Lorsque le gouvernement nous a ordonné de quitter la région côtière de la Colombie-Britannique, on nous a dit que c’était pour des raisons militaires, par mesure de précaution. Lorsque nous avons déménagé dans l’Est, nous avons trouvé des emplois dans des usines d’armement et des secteurs essentiels, produisant du matériel destiné à l’effort de guerre des Alliés. Ceux qui se sont moqués de nous et nous ont haïs en raison de nos origines s’apaiseraient sans doute un peu s’ils connaissaient la manière dont nous nous sommes comportés pendant cette période difficile.

Il existe au Canada comme ailleurs des personnes qui, pour des raisons égoïstes, sacrifieraient l’unité de ce pays et les idéaux pour lesquels des hommes sont morts. Comme l’a dit le premier ministre, « la doctrine haineuse du racisme, qui est la base du système nazi partout dans le monde, ne doit pas être tolérée au Canada ».

Nous, Canadiens japonais, saluons ces paroles, car elles nous donnent de l’espoir pour l’avenir. J’ai des amis au Canada qui sont chinois, juifs, noirs, ukrainiens et de nombreuses autres nationalités. Ils sont tous canadiens, tout comme nous. Ils veulent tous être reconnus comme faisant partie intégrante de ce dominion, et nous aussi.

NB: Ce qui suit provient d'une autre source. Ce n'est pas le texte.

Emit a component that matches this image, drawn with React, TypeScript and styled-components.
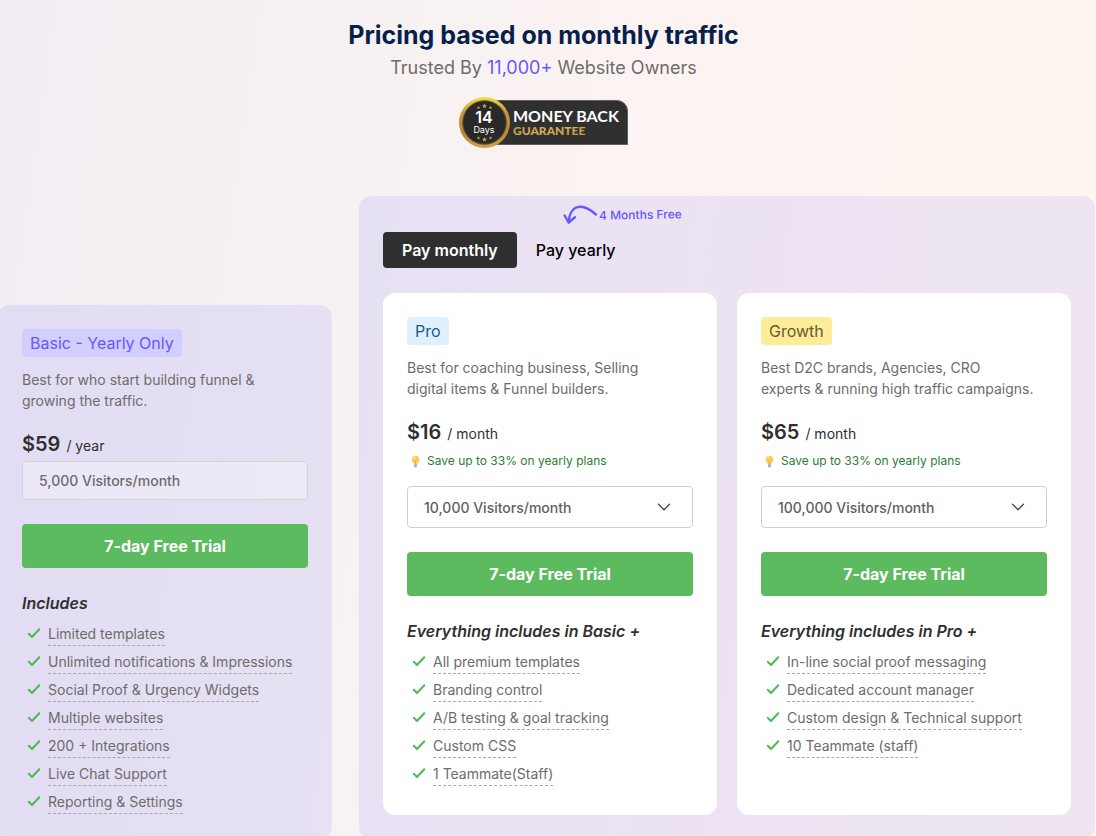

Si les terribles sacrifices qui ont finalement ramené la paix dans ce monde doivent avoir un sens, alors les dispositions essentielles de la charte mondiale concernant la race, le sexe, la langue ou la religion doivent être respectées, et chaque homme doit être jugé en fonction de son seul mérite, et non en fonction des actions des habitants du pays d’où viennent ses ancêtres.